Chen Baokong: Xi Jinping asks U.S. businessman, Chinese relations science works?

On the eve of the change of government in the United States, Xi Jinping, general secretary of the Communist Party of China, wrote to former Starbucks Chairman Howard Schultz, enticing him that China “will provide a broader space for the development of companies from all over the world, including Starbucks and other American companies, in China” and requesting, in part, that “I hope Starbucks Corporation will continue to play an active role in promoting U.S.-China economic and trade cooperation and the development of relations between the two countries.”

Previously, Schultz had sent Xi a copy of his new book published in China, “Starting Again: Reimagining the American Future. Upon receiving Xi’s letter, Schultz claimed, “I firmly believe that Starbucks’ best days in China are coming!”

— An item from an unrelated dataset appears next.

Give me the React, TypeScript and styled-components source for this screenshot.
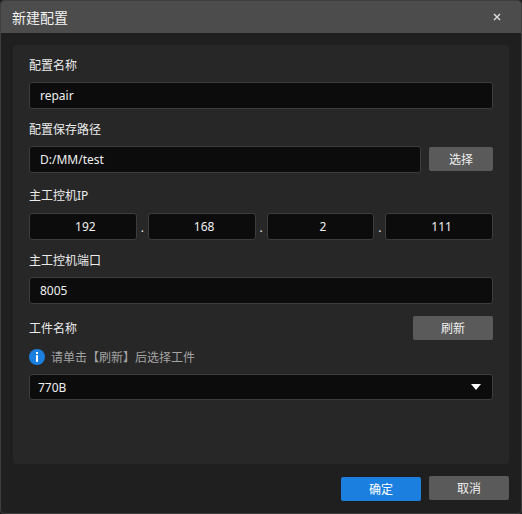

Schultz, formerly CEO and Chairman of Starbucks, has retired as Chairman Emeritus. Starbucks began its footprint in China in 1999 and has now opened nearly 5,000 stores in 175 cities in China. It’s no surprise that Starbucks is as successful in China as it has been in other countries. But Starbucks’ success story in China is only one of the stories of American companies in China. More American companies have endured: market access restrictions, forced transfer of intellectual property rights, and even massive copying, plagiarism, and piracy, with huge and staggering losses in property rights.

Even Starbucks itself has had its share of unpleasant experiences in China, and in 2007, former CCTV host Rui Chenggang issued a diatribe against Starbucks for “eroding Chinese culture”: “Please get Starbucks out of the Forbidden City. Subsequently, the Forbidden City branch of Starbucks was indeed evicted by the Chinese Communist Party officials. Rui Chenggang, who privately pandered to foreigners but pretended to publicly defend traditional Chinese culture, made a big splash. Years later, Rui was sentenced to six years in prison for his involvement in a high-level power struggle in the Communist Party.

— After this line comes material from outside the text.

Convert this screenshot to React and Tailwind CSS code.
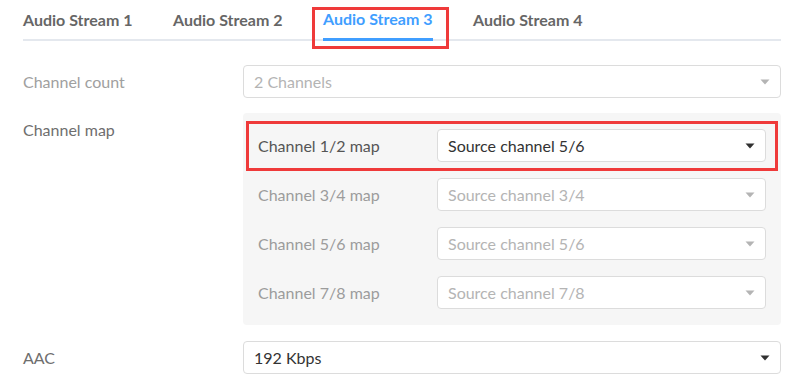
import React from 'react';

const tabs = ['Audio Stream 1', 'Audio Stream 2', 'Audio Stream 3', 'Audio Stream 4'];

const maps = [
  { label: 'Channel 1/2 map', value: 'Source channel 5/6', active: true },
  { label: 'Channel 3/4 map', value: 'Source channel 3/4' },
  { label: 'Channel 5/6 map', value: 'Source channel 5/6' },
  { label: 'Channel 7/8 map', value: 'Source channel 7/8' },
];

function Caret({ disabled }) {
  return (
    <svg width="10" height="6" viewBox="0 0 10 6" className="shrink-0">
      <path d="M0.5 0.5 L9.5 0.5 L5 5.5 Z" fill={disabled ? '#b4b4b4' : '#303030'} />
    </svg>
  );
}

function Select({ value, disabled, className = '' }) {
  return (
    <div
      className={`flex h-[33px] items-center justify-between rounded-[4px] border border-[#dcdcdc] bg-white pl-[10px] pr-[10px] text-[16px] ${
        disabled ? 'text-[#b4b4b4]' : 'text-[#333]'
      } ${className}`}
    >
      <span>{value}</span>
      <Caret disabled={disabled} />
    </div>
  );
}

export default function App() {
  return (
    <div className="h-[383px] w-[792px] bg-white pl-[23px] pr-[11px] font-['Lato','Open_Sans',sans-serif]">
      {/* tab bar */}
      <div className="flex h-[41px] gap-[40px] border-b-2 border-[#e4e8ee]">
        {tabs.map((t, i) => (
          <div
            key={t}
            className={`relative -mb-[2px] flex h-[41px] w-[110px] items-center whitespace-nowrap pb-[1px] text-[16px] font-bold ${
              i === 2 ? 'border-b-[3px] border-[#409eff] pb-0 text-[#409eff]' : 'text-[#666]'
            }`}
          >
            {t}
            {i === 2 && (
              <div className="absolute -left-[11px] -right-[16px] top-[7px] bottom-[-11px] border-[3px] border-[#ef3a3a]" />
            )}
          </div>
        ))}
      </div>

      <div className="mt-[24px] flex flex-col gap-[15px]">
        <div className="flex items-center">
          <div className="w-[220px] text-[16px] text-[#a0a0a0]">Channel count</div>
          <Select value="2 Channels" disabled className="flex-1" />
        </div>

        <div className="flex">
          <div className="w-[220px] pt-[7px] text-[16px] leading-[20px] text-[#6e6e6e]">Channel map</div>
          <div className="flex flex-1 flex-col gap-[16px] rounded-[4px] bg-[#f6f6f6] px-[15px] pt-[16px] pb-[16px]">
            {maps.map((m) => (
              <div key={m.label} className="relative flex items-center">
                <div className={`w-[179px] text-[16px] ${m.active ? 'text-[#555]' : 'text-[#9c9c9c]'}`}>
                  {m.label}
                </div>
                <Select value={m.value} disabled={!m.active} className="flex-1" />
                {m.active && (
                  <div className="absolute -left-[12px] -right-[12px] -top-[8px] -bottom-[9px] border-[3px] border-[#ef3a3a]" />
                )}
              </div>
            ))}
          </div>
        </div>

        <div className="mt-[1px] flex items-center">
          <div className="w-[220px] text-[16px] text-[#6e6e6e]">AAC</div>
          <Select value="192 Kbps" className="flex-1" />
        </div>
      </div>
    </div>
  );
}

Xi Jinping’s letter to Schultz, in time for the change in the U.S. administration, plays on Chinese relations theory and has its own agenda: to use the CCP’s relationship with the U.S. business community to try to restart U.S.-China relations, ideally by returning them to the old pattern before Trump‘s administration, where the Democratic administration was expected to pursue appeasement and continue to let the CCP take advantage of the United States.

Last year, at a forum held by a Chinese Communist Party think tank, Schultz stated, “Russia is an enemy of the United States, but I have never seen China as an enemy of the United States; China is just a strong competitor.” Such perceptions and statements are typical of the American mindset of the Cold War era of the last century, which used to consider the Soviet Union or Russia as the greatest enemy. Today, with the rise of Communist China and the decline of Russia, such perceptions would inevitably seem backward and outdated, and not in tune with the pace of the times and world reality.

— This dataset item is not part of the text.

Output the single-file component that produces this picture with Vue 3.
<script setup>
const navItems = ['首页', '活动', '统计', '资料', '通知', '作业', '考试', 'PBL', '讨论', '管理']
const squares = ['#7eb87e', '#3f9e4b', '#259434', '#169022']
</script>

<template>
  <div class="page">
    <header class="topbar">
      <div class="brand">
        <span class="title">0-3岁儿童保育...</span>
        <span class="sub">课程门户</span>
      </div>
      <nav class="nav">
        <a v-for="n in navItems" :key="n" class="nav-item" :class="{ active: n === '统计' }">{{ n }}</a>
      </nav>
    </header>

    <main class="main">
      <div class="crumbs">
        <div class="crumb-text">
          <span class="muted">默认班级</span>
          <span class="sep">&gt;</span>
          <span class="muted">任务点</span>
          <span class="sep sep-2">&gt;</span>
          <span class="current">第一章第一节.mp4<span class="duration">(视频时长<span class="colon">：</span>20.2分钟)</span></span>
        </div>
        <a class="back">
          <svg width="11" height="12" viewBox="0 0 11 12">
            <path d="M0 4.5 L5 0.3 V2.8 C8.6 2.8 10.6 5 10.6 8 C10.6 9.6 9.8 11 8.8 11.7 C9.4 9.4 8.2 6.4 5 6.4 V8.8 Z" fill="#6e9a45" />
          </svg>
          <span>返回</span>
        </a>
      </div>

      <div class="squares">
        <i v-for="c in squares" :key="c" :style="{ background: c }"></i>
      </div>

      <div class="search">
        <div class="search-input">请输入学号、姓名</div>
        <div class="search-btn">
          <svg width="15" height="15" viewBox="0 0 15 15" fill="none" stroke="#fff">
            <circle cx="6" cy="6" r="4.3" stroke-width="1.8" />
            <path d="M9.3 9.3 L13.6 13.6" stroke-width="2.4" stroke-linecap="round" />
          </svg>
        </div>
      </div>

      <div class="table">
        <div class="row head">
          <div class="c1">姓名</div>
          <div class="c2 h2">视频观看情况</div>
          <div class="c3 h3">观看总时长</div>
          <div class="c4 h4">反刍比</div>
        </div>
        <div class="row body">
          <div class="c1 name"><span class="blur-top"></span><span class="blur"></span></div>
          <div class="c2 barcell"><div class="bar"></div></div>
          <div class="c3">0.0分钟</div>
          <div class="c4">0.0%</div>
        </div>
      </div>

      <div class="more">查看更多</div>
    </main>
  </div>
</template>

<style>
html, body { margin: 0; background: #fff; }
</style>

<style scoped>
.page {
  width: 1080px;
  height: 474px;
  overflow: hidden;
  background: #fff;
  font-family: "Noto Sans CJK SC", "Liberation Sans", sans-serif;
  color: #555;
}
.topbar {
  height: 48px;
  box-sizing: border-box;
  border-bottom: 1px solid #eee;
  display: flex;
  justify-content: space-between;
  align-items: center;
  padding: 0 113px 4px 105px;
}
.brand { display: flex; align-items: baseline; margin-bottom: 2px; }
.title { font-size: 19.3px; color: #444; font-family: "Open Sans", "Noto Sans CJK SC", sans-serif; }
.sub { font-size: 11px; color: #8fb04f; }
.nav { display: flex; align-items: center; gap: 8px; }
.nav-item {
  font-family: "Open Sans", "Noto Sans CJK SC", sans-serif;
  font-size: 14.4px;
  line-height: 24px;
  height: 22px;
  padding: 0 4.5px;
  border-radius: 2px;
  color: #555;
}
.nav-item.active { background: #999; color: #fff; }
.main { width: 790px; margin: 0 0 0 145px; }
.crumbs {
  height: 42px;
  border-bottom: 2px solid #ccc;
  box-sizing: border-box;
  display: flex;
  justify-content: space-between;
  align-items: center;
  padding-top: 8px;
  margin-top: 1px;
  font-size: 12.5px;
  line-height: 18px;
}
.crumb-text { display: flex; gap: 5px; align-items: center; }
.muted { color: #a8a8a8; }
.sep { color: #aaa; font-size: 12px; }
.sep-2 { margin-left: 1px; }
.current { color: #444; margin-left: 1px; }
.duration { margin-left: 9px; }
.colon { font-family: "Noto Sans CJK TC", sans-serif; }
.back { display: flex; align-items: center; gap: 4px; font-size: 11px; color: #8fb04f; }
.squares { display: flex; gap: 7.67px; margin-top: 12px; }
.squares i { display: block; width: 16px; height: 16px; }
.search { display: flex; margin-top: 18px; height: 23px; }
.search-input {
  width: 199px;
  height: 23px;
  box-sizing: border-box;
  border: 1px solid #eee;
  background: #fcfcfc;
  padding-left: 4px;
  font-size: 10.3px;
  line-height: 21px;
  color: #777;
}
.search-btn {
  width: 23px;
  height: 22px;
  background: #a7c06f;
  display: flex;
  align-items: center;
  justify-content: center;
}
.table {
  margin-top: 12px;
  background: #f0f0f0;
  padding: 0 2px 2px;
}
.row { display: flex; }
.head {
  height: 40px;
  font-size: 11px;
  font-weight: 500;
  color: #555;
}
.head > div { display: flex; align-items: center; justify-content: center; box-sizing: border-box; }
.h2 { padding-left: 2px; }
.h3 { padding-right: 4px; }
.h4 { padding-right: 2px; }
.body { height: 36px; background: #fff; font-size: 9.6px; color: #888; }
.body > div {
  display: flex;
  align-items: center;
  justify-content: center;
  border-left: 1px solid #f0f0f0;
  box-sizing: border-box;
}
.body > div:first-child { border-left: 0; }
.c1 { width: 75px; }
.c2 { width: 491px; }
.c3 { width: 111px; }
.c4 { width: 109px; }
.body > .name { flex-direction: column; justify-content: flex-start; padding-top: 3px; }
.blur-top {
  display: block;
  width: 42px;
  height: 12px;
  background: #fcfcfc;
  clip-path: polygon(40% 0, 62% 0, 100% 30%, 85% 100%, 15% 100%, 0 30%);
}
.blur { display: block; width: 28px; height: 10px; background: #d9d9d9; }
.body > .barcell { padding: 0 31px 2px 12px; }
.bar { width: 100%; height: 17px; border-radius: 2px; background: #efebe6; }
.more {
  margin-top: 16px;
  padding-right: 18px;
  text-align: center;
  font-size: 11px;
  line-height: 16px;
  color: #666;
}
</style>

Xi Jinping wrote to wealthy American businessmen, hoping they would exert influence for better relations between China and the United States. But has Xi ever wondered how Xi would feel if the President of the United States wrote to a wealthy Chinese businessman, such as Jack Ma (the founder of Alibaba), in the hope that he would use his influence to adjust U.S.-China relations?

This reflects the essential difference between the U.S. and China: the U.S. is a pluralistic democracy that uses multiple voices and multiple avenues to stay connected to the world with flexibility. China, on the other hand, is a monolithic, authoritarian power with one voice and one way of dealing with the world, the official voice and the official way of dealing with the world.

Schultz claimed that he was “honored” to receive a letter from Xi Jinping, but did Schultz ever think: Fortunately he is a foreigner, an American entrepreneur, if he were a Chinese, a Chinese entrepreneur, would Xi Jinping have written to him and asked for his trust? I wonder how Schultz feels about the situation of Chinese businessmen, such as Jack Ma’s current “lost” situation.

In fact, Xi Jinping’s different attitude towards Chinese and foreign entrepreneurs can be considered to be a pandering to foreigners and holding foreigners to ransom. In fact, in the subconscious of the autocrat Xi Jinping, China or Chinese people are just his private property, and he can do whatever he wants with them. It is only for foreigners, who are beyond his reach, that he has to put on a smile and try to make use of them. Xi’s letter to Schultz, dated January 6, coincides with the events on Capitol Hill in the United States. The twisted intentions of Xi’s regime are thus evident.